Written Questions & Answers from Baroness Caroline Cox 07/01/2019

Syria

Question: Baroness Cox

To ask Her Majesty’s Government, further to the Written Answer by Lord Ahmad of Wimbledon on 8 October (HL17990), what further steps they have taken to minimise the impact on civilians of sanctions imposed on Syria.

Answer: Lord Ahmad of Wimbledon

We remain at the forefront of the humanitarian response to the crisis in Syria, and have committed £2.81 billion to support Syrian civilians since 2012.

Sanctions remain a key lever in pressing the regime to engage seriously with the political process and to bring about a peaceful end to the Syrian conflict.

We actively seek to minimise the impact of sanctions on ordinary Syrians. The EU regularly considers the wider impact of Syria sanctions, most recently ahead of an EU annual review of the Syria sanctions regime which concluded in June. The EU Syria sanctions regime also has a number of exemptions in place in order to facilitate the delivery of humanitarian aid.

 

Nigeria

Question: Baroness Cox

To ask Her Majesty’s Government what representations they have made to the government of Nigeria about reports of multiple attacks, by Fulani militia in Northern and Central Belt states, of torture, murder and the destruction of homes, churches and villages.
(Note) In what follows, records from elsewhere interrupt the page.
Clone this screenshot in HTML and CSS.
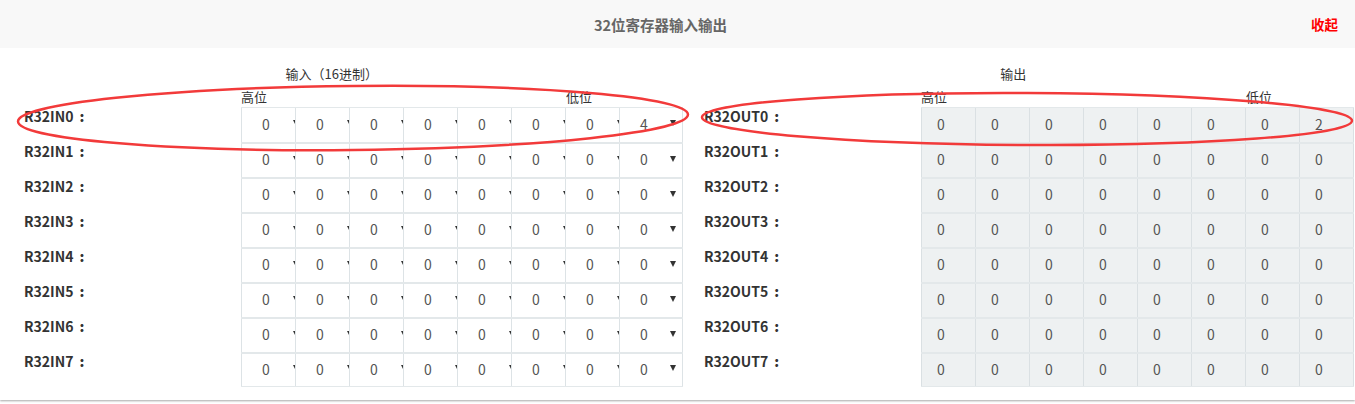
FILE: index.html
```html
<!DOCTYPE html>
<html lang="zh">
<head>
<meta charset="utf-8">
<title>32位寄存器输入输出</title>
<link rel="stylesheet" href="styles.css">
</head>
<body>
<div class="panel">
  <div class="head">
    <span class="title">32位寄存器输入输出</span>
    <a class="toggle">收起</a>
  </div>
  <div class="body">
    <section class="half half-in">
      <div class="cap">输入（16进制）</div>
      <div class="marks"><span class="hi">高位</span><span>低位</span></div>
      <div class="rows">
        <div class="row"><span class="label">R32IN0<b>:</b></span><div class="cells"><div class="sel">0<i></i></div><div class="sel">0<i></i></div><div class="sel">0<i></i></div><div class="sel">0<i></i></div><div class="sel">0<i></i></div><div class="sel">0<i></i></div><div class="sel">0<i></i></div><div class="sel">4<i></i></div></div></div>
        <div class="row"><span class="label">R32IN1<b>:</b></span><div class="cells"><div class="sel">0<i></i></div><div class="sel">0<i></i></div><div class="sel">0<i></i></div><div class="sel">0<i></i></div><div class="sel">0<i></i></div><div class="sel">0<i></i></div><div class="sel">0<i></i></div><div class="sel">0<i></i></div></div></div>
        <div class="row"><span class="label">R32IN2<b>:</b></span><div class="cells"><div class="sel">0<i></i></div><div class="sel">0<i></i></div><div class="sel">0<i></i></div><div class="sel">0<i></i></div><div class="sel">0<i></i></div><div class="sel">0<i></i></div><div class="sel">0<i></i></div><div class="sel">0<i></i></div></div></div>
        <div class="row"><span class="label">R32IN3<b>:</b></span><div class="cells"><div class="sel">0<i></i></div><div class="sel">0<i></i></div><div class="sel">0<i></i></div><div class="sel">0<i></i></div><div class="sel">0<i></i></div><div class="sel">0<i></i></div><div class="sel">0<i></i></div><div class="sel">0<i></i></div></div></div>
        <div class="row"><span class="label">R32IN4<b>:</b></span><div class="cells"><div class="sel">0<i></i></div><div class="sel">0<i></i></div><div class="sel">0<i></i></div><div class="sel">0<i></i></div><div class="sel">0<i></i></div><div class="sel">0<i></i></div><div class="sel">0<i></i></div><div class="sel">0<i></i></div></div></div>
        <div class="row"><span class="label">R32IN5<b>:</b></span><div class="cells"><div class="sel">0<i></i></div><div class="sel">0<i></i></div><div class="sel">0<i></i></div><div class="sel">0<i></i></div><div class="sel">0<i></i></div><div class="sel">0<i></i></div><div class="sel">0<i></i></div><div class="sel">0<i></i></div></div></div>
        <div class="row"><span class="label">R32IN6<b>:</b></span><div class="cells"><div class="sel">0<i></i></div><div class="sel">0<i></i></div><div class="sel">0<i></i></div><div class="sel">0<i></i></div><div class="sel">0<i></i></div><div class="sel">0<i></i></div><div class="sel">0<i></i></div><div class="sel">0<i></i></div></div></div>
        <div class="row last"><span class="label">R32IN7<b>:</b></span><div class="cells"><div class="sel">0<i></i></div><div class="sel">0<i></i></div><div class="sel">0<i></i></div><div class="sel">0<i></i></div><div class="sel">0<i></i></div><div class="sel">0<i></i></div><div class="sel">0<i></i></div><div class="sel">0<i></i></div></div></div>
      </div>
    </section>
    <section class="half half-out">
      <div class="cap">输出</div>
      <div class="marks"><span class="hi">高位</span><span>低位</span></div>
      <div class="rows">
        <div class="row"><span class="label">R32OUT0<b>:</b></span><div class="cells"><div class="out">0</div><div class="out">0</div><div class="out">0</div><div class="out">0</div><div class="out">0</div><div class="out">0</div><div class="out">0</div><div class="out">2</div></div></div>
        <div class="row"><span class="label">R32OUT1<b>:</b></span><div class="cells"><div class="out">0</div><div class="out">0</div><div class="out">0</div><div class="out">0</div><div class="out">0</div><div class="out">0</div><div class="out">0</div><div class="out">0</div></div></div>
        <div class="row"><span class="label">R32OUT2<b>:</b></span><div class="cells"><div class="out">0</div><div class="out">0</div><div class="out">0</div><div class="out">0</div><div class="out">0</div><div class="out">0</div><div class="out">0</div><div class="out">0</div></div></div>
        <div class="row"><span class="label">R32OUT3<b>:</b></span><div class="cells"><div class="out">0</div><div class="out">0</div><div class="out">0</div><div class="out">0</div><div class="out">0</div><div class="out">0</div><div class="out">0</div><div class="out">0</div></div></div>
        <div class="row"><span class="label">R32OUT4<b>:</b></span><div class="cells"><div class="out">0</div><div class="out">0</div><div class="out">0</div><div class="out">0</div><div class="out">0</div><div class="out">0</div><div class="out">0</div><div class="out">0</div></div></div>
        <div class="row"><span class="label">R32OUT5<b>:</b></span><div class="cells"><div class="out">0</div><div class="out">0</div><div class="out">0</div><div class="out">0</div><div class="out">0</div><div class="out">0</div><div class="out">0</div><div class="out">0</div></div></div>
        <div class="row"><span class="label">R32OUT6<b>:</b></span><div class="cells"><div class="out">0</div><div class="out">0</div><div class="out">0</div><div class="out">0</div><div class="out">0</div><div class="out">0</div><div class="out">0</div><div class="out">0</div></div></div>
        <div class="row last"><span class="label">R32OUT7<b>:</b></span><div class="cells"><div class="out">0</div><div class="out">0</div><div class="out">0</div><div class="out">0</div><div class="out">0</div><div class="out">0</div><div class="out">0</div><div class="out">0</div></div></div>
      </div>
    </section>
  </div>
</div>
<svg class="marks-overlay" width="1355" height="404" viewBox="0 0 1355 404">
  <ellipse cx="353" cy="118" rx="335" ry="32" transform="rotate(-0.6 353 118)" fill="none" stroke="#f23a3a" stroke-width="2.5"/>
  <ellipse cx="1027" cy="119" rx="325" ry="26" transform="rotate(0.3 1027 119)" fill="none" stroke="#f23a3a" stroke-width="2.5"/>
</svg>
</body>
</html>
```

FILE: styles.css
```css
html, body {
  margin: 0;
  padding: 0;
  background: #fff;
}
body {
  font-family: "Noto Sans CJK SC", "Noto Sans", sans-serif;
  font-size: 13px;
  color: #333;
  width: 1355px;
  height: 404px;
  overflow: hidden;
  position: relative;
}
.panel {
  height: 400px;
  background: #fff;
  box-shadow: 0 1px 2px rgba(0, 0, 0, 0.35);
}
.head {
  height: 48px;
  background: #f8f8f8;
  display: flex;
  align-items: center;
  padding-left: 10px;
  padding-right: 17px;
}
.title {
  flex: 1;
  text-align: center;
  font-size: 14.5px;
  font-weight: bold;
  color: #666;
}
.toggle {
  color: #f00;
  font-weight: bold;
  font-size: 13.5px;
  cursor: pointer;
}
.body {
  display: flex;
  padding-top: 17px;
}
.half {
  width: 677.5px;
  flex-shrink: 0;
  box-sizing: border-box;
}
.half-in { padding-left: 24px; }
.half-out { padding-left: 26.5px; }
.cap {
  height: 18px;
  line-height: 18px;
  text-align: center;
}
.half-in .cap { margin-left: -24px; padding-right: 14px; }
.half-out .cap { margin-left: -26.5px; padding-right: 6px; }
.marks {
  display: flex;
  height: 19px;
  line-height: 17px;
  margin-top: 5px;
  padding-left: 217px;
}
.marks .hi {
  width: 325px;
}
.rows {
  display: flex;
  flex-direction: column;
}
.row {
  display: flex;
  height: 35px;
}
.label {
  width: 217px;
  flex-shrink: 0;
  line-height: 18px;
  font-size: 14px;
  font-weight: bold;
  color: #333;
}
.label b {
  margin-left: 6px;
}
.cells {
  display: flex;
  flex-shrink: 0;
  border-top: 2px solid #e3e8ea;
  box-sizing: border-box;
}
.row:first-child .cells { border-top-width: 1px; }
.row.last .cells { border-bottom: 1px solid #e3e8ea; }
.sel {
  width: 64px;
  margin-right: -10px;
  box-sizing: border-box;
  border-left: 1px solid #dde3e6;
  background: #fff;
  display: flex;
  align-items: center;
  padding-left: 20px;
  padding-bottom: 3px;
  font-size: 14px;
  color: #555;
}
.sel:last-child {
  margin-right: 0;
  border-right: 1px solid #dde3e6;
}
.sel i {
  margin-left: auto;
  margin-right: 6px;
  width: 0;
  height: 0;
  border-left: 3px solid transparent;
  border-right: 3px solid transparent;
  border-top: 6px solid #333;
  margin-top: -1px;
}
.out {
  width: 54px;
  box-sizing: border-box;
  border-left: 1px solid #dae0e3;
  background: #eef1f2;
  display: flex;
  align-items: center;
  padding-left: 15px;
  padding-bottom: 3px;
  font-size: 14px;
  color: #555;
}
.out:last-child {
  width: 55px;
  border-right: 1px solid #dae0e3;
}
.marks-overlay {
  position: absolute;
  left: 0;
  top: 0;
  pointer-events: none;
}
```
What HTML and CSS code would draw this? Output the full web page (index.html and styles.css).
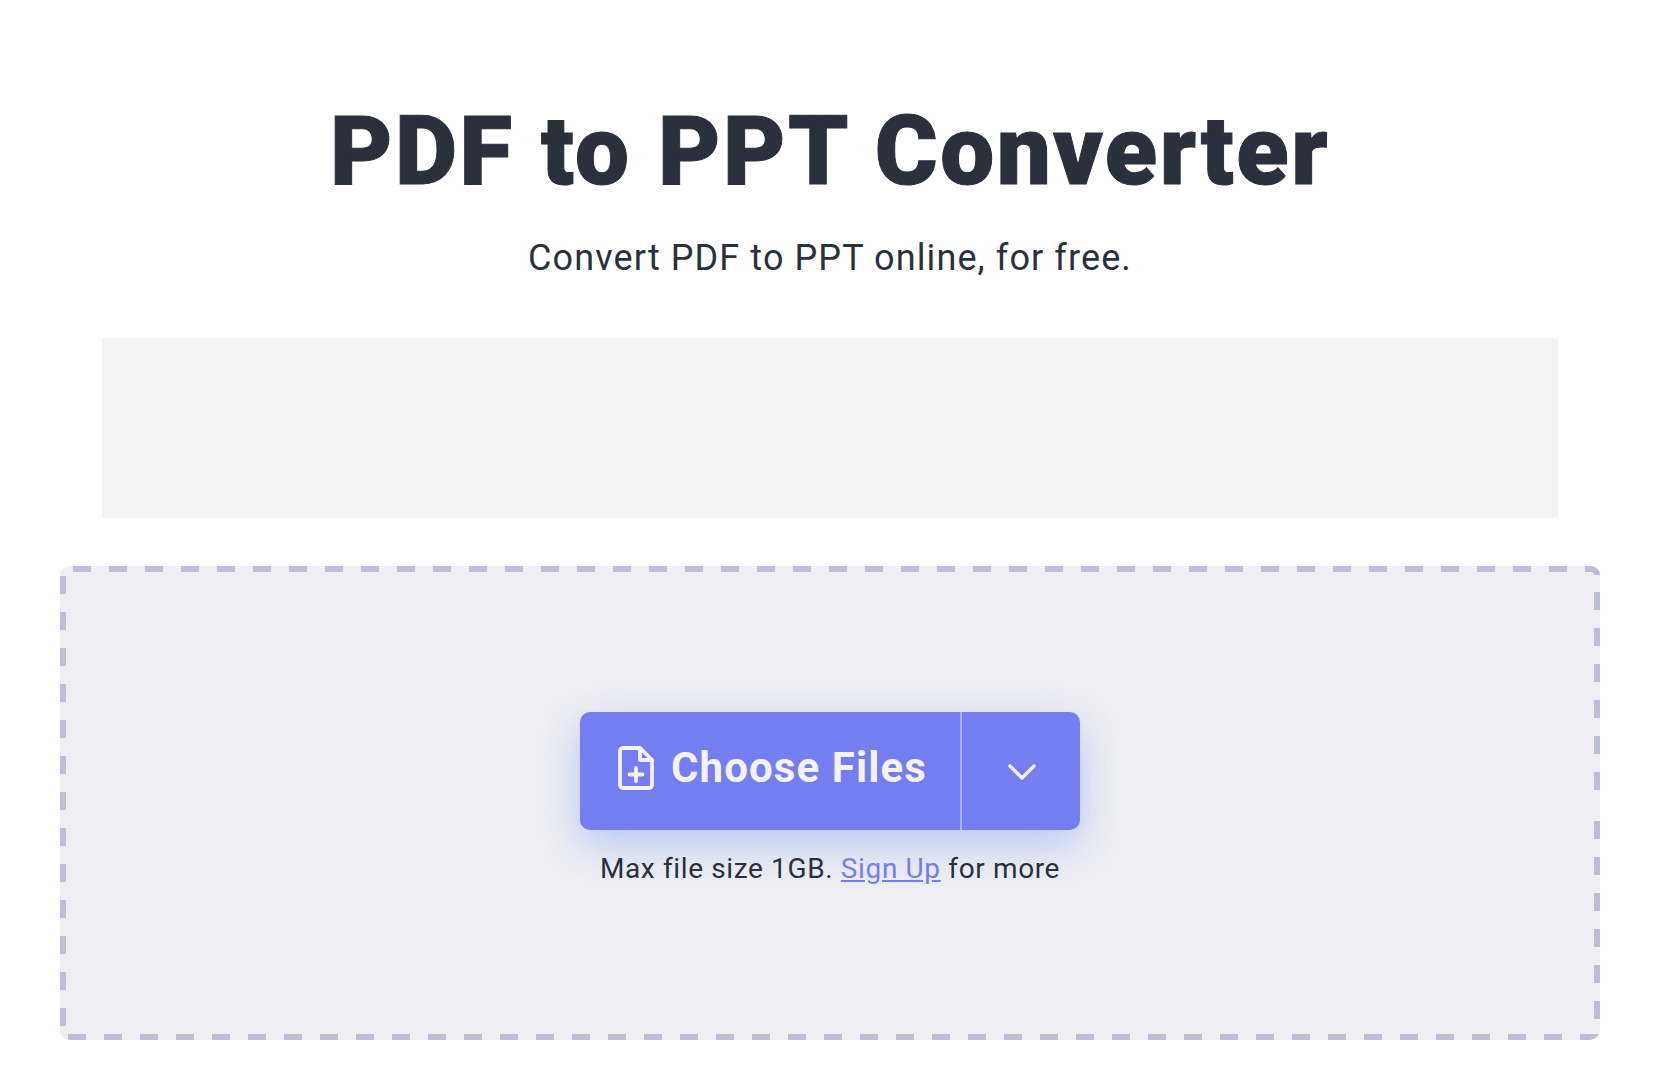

Answer: Lord Ahmad of Wimbledon

We remain concerned by intercommunal violence in Nigeria and the devastating impact it has had on affected communities including heavy loss of life. We continue to push for a solution that meets the needs of all communities affected. We regularly raise our concerns with the Government of Nigeria at the highest levels. The Secretary of State for International Development raised the issue with the Nigerian Vice President and the Governor of Kaduna during his visit in July. He highlighted how factors including ethnicity, religion and climate change are driving intercommunal violence across Nigeria. The UK, including the British High Commission in Abuja, will continue to engage closely with the federal government, state government, international partners and the National Economic Council to help address the underlying issues that cause conflict.